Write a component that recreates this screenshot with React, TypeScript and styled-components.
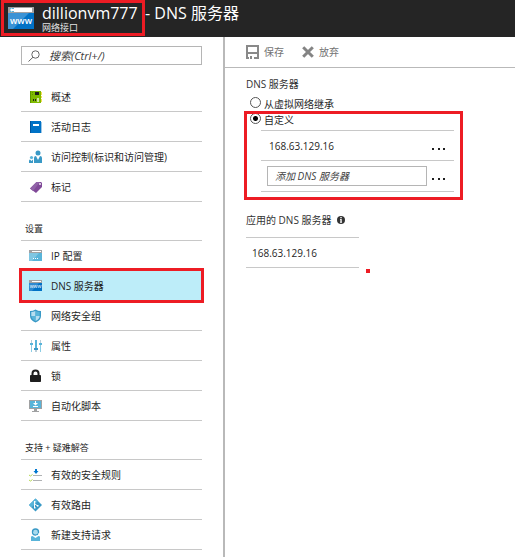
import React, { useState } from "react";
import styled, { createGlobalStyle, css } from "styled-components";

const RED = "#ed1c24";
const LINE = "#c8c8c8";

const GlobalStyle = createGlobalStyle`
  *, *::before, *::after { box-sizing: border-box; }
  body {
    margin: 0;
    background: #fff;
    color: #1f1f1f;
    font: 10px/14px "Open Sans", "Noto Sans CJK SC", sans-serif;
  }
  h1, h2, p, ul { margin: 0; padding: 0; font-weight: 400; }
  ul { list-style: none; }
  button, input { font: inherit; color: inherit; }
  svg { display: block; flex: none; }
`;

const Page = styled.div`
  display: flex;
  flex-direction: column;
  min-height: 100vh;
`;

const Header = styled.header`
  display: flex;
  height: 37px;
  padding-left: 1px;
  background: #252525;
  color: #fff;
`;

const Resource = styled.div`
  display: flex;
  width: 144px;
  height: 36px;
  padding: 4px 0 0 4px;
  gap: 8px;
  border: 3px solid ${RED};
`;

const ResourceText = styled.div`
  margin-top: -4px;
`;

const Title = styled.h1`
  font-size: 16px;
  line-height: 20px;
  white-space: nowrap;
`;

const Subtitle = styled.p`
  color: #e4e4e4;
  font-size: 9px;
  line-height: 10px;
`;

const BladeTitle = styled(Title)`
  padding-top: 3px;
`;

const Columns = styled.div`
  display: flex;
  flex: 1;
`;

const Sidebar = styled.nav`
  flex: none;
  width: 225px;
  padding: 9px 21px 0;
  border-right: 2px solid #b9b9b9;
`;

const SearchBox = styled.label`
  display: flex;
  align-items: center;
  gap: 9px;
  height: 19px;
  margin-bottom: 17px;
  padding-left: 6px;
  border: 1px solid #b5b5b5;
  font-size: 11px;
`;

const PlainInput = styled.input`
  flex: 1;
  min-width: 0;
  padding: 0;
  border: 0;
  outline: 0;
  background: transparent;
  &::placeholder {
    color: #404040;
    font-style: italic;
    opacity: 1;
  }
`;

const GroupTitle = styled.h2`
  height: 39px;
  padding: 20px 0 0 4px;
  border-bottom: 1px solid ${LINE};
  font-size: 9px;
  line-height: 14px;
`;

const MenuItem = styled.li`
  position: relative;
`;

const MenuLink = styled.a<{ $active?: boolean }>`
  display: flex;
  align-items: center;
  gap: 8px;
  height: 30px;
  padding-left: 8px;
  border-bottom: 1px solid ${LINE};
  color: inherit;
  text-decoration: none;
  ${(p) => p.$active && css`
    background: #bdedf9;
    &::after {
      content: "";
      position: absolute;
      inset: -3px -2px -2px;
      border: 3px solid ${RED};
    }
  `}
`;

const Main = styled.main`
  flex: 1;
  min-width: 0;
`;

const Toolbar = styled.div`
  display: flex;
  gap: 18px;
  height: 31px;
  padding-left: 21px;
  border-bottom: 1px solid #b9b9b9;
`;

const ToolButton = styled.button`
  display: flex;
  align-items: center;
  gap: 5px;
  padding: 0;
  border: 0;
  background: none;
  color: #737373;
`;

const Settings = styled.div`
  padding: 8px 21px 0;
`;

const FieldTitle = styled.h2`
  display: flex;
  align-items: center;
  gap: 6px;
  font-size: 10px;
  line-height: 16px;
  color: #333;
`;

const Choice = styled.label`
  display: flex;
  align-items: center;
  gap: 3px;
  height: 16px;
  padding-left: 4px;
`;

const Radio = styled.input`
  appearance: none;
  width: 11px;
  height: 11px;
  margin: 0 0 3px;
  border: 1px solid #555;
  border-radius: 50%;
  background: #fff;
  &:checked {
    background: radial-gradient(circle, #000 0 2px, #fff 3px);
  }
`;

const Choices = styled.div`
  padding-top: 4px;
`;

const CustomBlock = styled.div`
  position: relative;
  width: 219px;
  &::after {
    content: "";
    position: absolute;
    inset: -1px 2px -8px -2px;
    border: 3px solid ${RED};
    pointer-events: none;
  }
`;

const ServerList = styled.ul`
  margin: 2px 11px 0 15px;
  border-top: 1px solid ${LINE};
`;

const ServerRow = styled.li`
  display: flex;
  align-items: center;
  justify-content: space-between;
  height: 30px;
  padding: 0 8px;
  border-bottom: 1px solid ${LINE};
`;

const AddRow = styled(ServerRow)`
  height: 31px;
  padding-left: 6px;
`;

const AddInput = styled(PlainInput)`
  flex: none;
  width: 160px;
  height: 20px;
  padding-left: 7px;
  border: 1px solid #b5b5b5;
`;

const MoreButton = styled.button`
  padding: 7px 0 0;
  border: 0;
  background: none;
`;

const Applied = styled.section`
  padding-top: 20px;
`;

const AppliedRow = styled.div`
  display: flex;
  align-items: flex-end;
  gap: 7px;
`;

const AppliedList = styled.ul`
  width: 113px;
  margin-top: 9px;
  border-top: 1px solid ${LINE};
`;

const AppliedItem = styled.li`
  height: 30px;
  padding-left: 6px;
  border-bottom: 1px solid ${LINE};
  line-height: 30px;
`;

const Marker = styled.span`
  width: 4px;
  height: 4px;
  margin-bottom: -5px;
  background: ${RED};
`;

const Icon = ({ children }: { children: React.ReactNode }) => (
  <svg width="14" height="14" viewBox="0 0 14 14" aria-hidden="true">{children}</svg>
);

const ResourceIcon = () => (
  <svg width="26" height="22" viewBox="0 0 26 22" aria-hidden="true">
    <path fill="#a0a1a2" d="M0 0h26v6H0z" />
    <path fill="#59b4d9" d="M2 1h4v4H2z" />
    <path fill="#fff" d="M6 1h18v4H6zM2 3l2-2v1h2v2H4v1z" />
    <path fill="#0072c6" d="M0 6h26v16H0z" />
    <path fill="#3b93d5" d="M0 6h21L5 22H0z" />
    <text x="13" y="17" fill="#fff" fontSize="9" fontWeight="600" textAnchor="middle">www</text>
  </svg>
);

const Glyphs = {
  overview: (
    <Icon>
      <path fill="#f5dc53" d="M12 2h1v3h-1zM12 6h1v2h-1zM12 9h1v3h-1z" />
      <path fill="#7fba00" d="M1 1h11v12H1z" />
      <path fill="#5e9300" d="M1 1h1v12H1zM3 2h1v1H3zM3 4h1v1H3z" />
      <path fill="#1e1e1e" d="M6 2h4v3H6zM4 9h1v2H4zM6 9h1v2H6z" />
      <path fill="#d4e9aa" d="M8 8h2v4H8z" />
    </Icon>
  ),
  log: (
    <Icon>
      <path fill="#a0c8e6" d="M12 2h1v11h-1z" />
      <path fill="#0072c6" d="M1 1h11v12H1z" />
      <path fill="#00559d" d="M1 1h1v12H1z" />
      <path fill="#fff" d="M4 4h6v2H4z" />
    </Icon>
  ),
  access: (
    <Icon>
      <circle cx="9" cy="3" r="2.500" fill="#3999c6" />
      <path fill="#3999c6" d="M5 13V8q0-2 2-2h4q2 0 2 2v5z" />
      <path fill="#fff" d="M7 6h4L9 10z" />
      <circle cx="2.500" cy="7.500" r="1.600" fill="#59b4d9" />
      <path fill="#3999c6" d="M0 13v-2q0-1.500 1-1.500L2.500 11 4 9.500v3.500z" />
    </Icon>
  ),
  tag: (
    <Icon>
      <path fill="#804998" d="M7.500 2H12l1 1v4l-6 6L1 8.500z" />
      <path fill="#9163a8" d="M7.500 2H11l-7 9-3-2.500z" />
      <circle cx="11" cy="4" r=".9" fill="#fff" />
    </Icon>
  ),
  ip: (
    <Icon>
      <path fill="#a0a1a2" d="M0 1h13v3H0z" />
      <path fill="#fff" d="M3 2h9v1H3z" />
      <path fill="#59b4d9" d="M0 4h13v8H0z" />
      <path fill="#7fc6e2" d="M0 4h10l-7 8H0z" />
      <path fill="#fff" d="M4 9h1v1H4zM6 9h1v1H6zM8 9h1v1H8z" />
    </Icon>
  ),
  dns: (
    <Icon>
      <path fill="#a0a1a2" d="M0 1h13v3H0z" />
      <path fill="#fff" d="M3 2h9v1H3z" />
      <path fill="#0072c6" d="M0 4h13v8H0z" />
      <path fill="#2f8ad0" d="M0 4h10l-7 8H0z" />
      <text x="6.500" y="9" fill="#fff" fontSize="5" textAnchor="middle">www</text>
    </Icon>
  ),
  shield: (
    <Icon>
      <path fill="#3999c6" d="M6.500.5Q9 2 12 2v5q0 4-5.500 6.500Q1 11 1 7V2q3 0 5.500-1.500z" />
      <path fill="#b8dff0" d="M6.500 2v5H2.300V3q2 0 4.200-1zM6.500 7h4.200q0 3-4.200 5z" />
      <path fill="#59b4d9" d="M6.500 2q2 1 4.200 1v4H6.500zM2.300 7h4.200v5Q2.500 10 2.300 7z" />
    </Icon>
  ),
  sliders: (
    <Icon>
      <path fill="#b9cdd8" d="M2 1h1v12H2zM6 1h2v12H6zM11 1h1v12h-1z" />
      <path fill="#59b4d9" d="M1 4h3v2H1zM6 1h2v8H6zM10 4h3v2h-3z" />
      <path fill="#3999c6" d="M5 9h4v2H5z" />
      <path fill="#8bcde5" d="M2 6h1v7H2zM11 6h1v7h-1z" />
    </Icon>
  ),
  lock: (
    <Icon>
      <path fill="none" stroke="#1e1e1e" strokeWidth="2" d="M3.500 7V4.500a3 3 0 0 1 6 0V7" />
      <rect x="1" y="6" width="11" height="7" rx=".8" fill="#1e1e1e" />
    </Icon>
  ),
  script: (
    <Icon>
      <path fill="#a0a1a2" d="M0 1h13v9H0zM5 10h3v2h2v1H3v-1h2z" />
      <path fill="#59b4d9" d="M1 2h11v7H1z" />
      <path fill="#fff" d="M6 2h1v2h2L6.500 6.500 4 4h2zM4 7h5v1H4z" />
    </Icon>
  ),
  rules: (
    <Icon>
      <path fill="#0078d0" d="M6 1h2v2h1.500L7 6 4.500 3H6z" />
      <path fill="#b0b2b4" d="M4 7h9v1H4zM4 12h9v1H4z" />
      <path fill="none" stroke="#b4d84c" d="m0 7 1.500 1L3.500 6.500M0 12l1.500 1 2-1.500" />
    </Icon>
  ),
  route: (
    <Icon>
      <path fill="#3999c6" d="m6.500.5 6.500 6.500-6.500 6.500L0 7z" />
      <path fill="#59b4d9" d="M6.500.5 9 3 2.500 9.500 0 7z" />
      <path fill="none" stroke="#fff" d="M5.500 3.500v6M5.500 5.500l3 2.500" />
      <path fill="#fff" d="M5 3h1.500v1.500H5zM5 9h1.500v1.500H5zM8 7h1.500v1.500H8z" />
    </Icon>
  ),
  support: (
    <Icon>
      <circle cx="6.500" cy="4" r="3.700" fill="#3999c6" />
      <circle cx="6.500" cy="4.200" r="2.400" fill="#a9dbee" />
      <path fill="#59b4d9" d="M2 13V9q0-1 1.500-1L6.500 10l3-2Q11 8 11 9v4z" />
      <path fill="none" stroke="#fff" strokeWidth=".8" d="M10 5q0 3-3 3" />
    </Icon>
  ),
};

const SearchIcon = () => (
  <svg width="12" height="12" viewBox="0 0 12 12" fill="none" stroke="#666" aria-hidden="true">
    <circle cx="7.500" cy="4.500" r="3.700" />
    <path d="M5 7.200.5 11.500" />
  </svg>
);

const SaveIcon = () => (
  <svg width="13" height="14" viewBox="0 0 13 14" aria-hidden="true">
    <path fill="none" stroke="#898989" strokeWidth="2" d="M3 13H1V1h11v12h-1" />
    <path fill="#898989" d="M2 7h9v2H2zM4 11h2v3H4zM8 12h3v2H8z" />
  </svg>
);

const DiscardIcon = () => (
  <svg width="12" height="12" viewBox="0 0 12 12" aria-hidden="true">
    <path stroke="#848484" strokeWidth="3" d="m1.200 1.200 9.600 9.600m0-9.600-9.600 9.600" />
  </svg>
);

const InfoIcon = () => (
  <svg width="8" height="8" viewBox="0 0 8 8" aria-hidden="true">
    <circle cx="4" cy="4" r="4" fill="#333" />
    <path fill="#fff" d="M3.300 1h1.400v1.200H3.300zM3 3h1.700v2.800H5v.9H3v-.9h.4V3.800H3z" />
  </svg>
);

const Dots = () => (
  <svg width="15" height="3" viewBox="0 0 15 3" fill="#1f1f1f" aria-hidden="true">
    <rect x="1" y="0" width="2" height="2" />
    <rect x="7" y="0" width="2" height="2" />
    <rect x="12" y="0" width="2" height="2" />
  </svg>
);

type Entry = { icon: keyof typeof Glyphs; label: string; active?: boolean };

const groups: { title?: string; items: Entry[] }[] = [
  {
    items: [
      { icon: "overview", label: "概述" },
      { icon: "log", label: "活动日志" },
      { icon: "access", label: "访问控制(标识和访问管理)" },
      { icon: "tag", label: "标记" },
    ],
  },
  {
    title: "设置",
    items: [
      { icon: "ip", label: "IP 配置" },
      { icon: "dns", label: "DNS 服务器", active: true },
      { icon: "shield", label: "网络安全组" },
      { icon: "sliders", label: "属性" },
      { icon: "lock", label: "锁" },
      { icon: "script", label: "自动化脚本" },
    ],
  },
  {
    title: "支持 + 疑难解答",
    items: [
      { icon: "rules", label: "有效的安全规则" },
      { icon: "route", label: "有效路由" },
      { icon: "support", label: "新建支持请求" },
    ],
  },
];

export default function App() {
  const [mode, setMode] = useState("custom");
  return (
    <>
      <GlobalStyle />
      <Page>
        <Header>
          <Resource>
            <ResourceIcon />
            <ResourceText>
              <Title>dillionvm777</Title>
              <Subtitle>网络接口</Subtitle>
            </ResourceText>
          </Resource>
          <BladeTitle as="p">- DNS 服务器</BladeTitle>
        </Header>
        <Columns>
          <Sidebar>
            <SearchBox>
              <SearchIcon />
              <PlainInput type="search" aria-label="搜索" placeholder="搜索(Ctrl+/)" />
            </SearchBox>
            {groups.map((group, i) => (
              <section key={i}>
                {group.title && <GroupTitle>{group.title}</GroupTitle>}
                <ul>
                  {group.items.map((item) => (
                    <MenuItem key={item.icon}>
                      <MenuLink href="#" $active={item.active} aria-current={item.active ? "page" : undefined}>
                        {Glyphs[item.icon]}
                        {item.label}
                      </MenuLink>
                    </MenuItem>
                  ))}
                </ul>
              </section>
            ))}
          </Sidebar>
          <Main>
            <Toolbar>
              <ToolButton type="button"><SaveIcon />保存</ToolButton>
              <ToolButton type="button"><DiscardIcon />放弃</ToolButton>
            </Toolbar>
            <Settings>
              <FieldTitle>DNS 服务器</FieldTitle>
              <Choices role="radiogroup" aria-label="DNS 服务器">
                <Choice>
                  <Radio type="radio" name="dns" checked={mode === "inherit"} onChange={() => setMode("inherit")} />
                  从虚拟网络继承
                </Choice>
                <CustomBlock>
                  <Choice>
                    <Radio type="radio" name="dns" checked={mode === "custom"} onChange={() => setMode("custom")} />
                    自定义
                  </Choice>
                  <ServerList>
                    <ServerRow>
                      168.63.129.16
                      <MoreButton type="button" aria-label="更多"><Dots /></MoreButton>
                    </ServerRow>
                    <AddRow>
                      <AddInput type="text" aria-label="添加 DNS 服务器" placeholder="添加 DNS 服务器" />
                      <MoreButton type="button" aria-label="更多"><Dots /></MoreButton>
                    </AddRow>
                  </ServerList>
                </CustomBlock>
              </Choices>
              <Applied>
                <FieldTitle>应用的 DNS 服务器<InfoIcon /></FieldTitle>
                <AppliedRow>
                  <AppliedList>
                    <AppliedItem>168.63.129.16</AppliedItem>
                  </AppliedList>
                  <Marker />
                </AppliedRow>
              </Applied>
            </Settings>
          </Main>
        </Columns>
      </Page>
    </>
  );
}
★ ★ ★ ★ ★
= Directions for this task =
Return all lines containing "components".

= Output of the exercise =
Write a component that recreates this screenshot with React, TypeScript and styled-components.
import styled, { createGlobalStyle, css } from "styled-components";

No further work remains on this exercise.